The "more than half of Best Buy customers" figure cited at launch isn't just a marketing data point. It's the reason the format exists. If the glasses were already an easy sell, a standard kiosk would be enough. They're not, and a box on a shelf doesn't answer the question of whether the frames fit your face.

Whether any of this works

The core test Meta Lab is running is whether physical access, the chance to put the device on and understand what it does in person, is the primary barrier between awareness and purchase for face-worn hardware. More than 50 locations across the US and Canada by the end of 2026, built on Best Buy's existing infrastructure, is the most credible attempt Meta has made to answer that question, per Meta's announcement.

Meta has not published conversion data from the earlier Meta Lab pop-ups, so there's no direct evidence yet that the format drives sales. The broader research supports the underlying logic: a 2023 Frontiers in Virtual Reality study using Microsoft HoloLens with 50 participants found that shoppers wearing smart glasses showed higher product interaction rates, and that the perceived hedonic and utilitarian value of the shopping experience was higher in the mixed-reality group, which also correlated with more favorable purchase intentions. Whether that translates to a Best Buy section selling Ray-Ban Display glasses is a different question, and one the study doesn't answer.

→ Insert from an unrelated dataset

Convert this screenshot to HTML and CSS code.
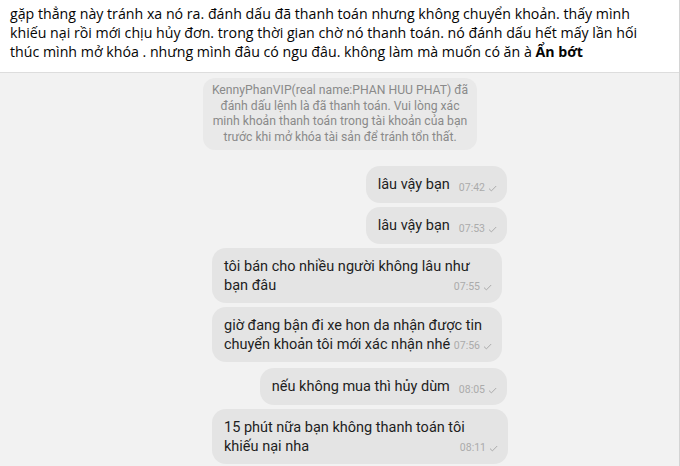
FILE: index.html
```html
<!DOCTYPE html>
<html lang="vi">
<head>
<meta charset="utf-8">
<link rel="stylesheet" href="styles.css">
</head>
<body>
<div class="page">
  <p class="post">gặp thẳng này tránh xa nó ra. đánh dấu đã thanh toán nhưng không chuyển khoản. thấy mình<br>khiếu nại rồi mới chịu hủy đơn. trong thời gian chờ nó thanh toán. nó đánh dấu hết mấy lần hối<br>thúc mình mở khóa . nhưng mình đâu có ngu đâu. không làm mà muốn có ăn à <b class="more">Ẩn bớt</b></p>
  <div class="shot">
    <div class="chat">
      <div class="sys">KennyPhanVIP(real name:PHAN HUU PHAT) đã<br>đánh dấu lệnh là đã thanh toán. Vui lòng xác<br>minh khoản thanh toán trong tài khoản của bạn<br>trước khi mở khóa tài sản để tránh tổn thất.</div>

      <div class="msg out first"><span class="txt">lâu vậy bạn</span><span class="meta">07:42<svg class="tick" viewBox="0 0 9 7"><path d="M1 3.6l2.4 2.3L8.2 1"/></svg></span></div>
      <div class="msg out"><span class="txt">lâu vậy bạn</span><span class="meta">07:53<svg class="tick" viewBox="0 0 9 7"><path d="M1 3.6l2.4 2.3L8.2 1"/></svg></span></div>

      <div class="msg in"><span class="txt">tôi bán cho nhiều người không lâu như<br>bạn đâu</span><span class="meta">07:55<svg class="tick" viewBox="0 0 9 7"><path d="M1 3.6l2.4 2.3L8.2 1"/></svg></span></div>
      <div class="msg in"><span class="txt">giờ đang bận đi xe hon da nhận được tin<br>chuyển khoản tôi mới xác nhận nhé</span><span class="meta">07:56<svg class="tick" viewBox="0 0 9 7"><path d="M1 3.6l2.4 2.3L8.2 1"/></svg></span></div>

      <div class="msg out gap"><span class="txt">nếu không mua thì hủy dùm</span><span class="meta">08:05<svg class="tick" viewBox="0 0 9 7"><path d="M1 3.6l2.4 2.3L8.2 1"/></svg></span></div>

      <div class="msg in wide"><span class="txt">15 phút nữa bạn không thanh toán tôi<br>khiếu nại nha</span><span class="meta">08:11<svg class="tick" viewBox="0 0 9 7"><path d="M1 3.6l2.4 2.3L8.2 1"/></svg></span></div>
    </div>
  </div>
</div>
</body>
</html>
```

FILE: styles.css
```css
html, body {
  margin: 0;
  padding: 0;
  background: #ffffff;
}

.page {
  width: 679px;
  height: 466px;
  border-right: 1px solid #d4d4d4;
  background: #ffffff;
  overflow: hidden;
}

.post {
  margin: 0;
  height: 72px;
  box-sizing: border-box;
  padding: 4px 0 0 10px;
  font-family: "Open Sans", "Noto Sans", sans-serif;
  font-size: 14.2px;
  line-height: 19px;
  color: #050505;
  white-space: nowrap;
}

.more {
  font-weight: 700;
}

.shot {
  border-top: 1px solid #dddddd;
  background: #f2f2f2;
  height: 394px;
  padding-top: 5px;
  box-sizing: border-box;
}

.chat {
  margin-left: 203px;
  width: 305px;
  display: flex;
  flex-direction: column;
}

.sys {
  align-self: flex-start;
  width: 274px;
  box-sizing: border-box;
  padding: 5px 6px;
  border-radius: 12px;
  background: #e9e9e9;
  color: #8a8a8a;
  font-family: Roboto, "Noto Sans", sans-serif;
  font-size: 12.2px;
  line-height: 15.5px;
  text-align: center;
  white-space: nowrap;
}

.msg {
  display: flex;
  align-items: flex-end;
  box-sizing: border-box;
  padding: 9px 10px 8px 12px;
  margin-top: 4px;
  border-radius: 14px;
  background: #e4e4e4;
  color: #1e1e1e;
  font-family: Roboto, "Noto Sans", sans-serif;
  font-size: 14.5px;
  line-height: 20px;
  white-space: nowrap;
}

.out {
  align-self: flex-end;
  margin-right: 1px;
}

.first {
  margin-top: 16px;
}

.gap {
  margin-top: 6px;
}

.in {
  display: grid;
  align-self: flex-start;
  margin-left: 9px;
  width: 290px;
  line-height: 19px;
}

.in .txt,
.in .meta {
  grid-area: 1 / 1;
}

.in .meta {
  justify-self: end;
  align-self: end;
  margin-bottom: 1px;
}

.wide {
  width: 296px;
}

.meta {
  display: flex;
  align-items: center;
  gap: 3px;
  margin-left: 9px;
  font-size: 10.5px;
  line-height: 14px;
  color: #ababab;
}

.tick {
  width: 9px;
  height: 7px;
}

.tick path {
  fill: none;
  stroke: #ababab;
  stroke-width: 1;
}
```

What to watch: if Meta Lab is working, the early signals will be Meta expanding floor space for glasses within existing locations, accelerating the rollout past 50, or citing in-person try-on conversion in hardware discussions. If the sections start shrinking or reverting to standard kiosks, the try-before-you-buy problem for face-worn hardware will remain unsolved, and the next attempt will need a different approach.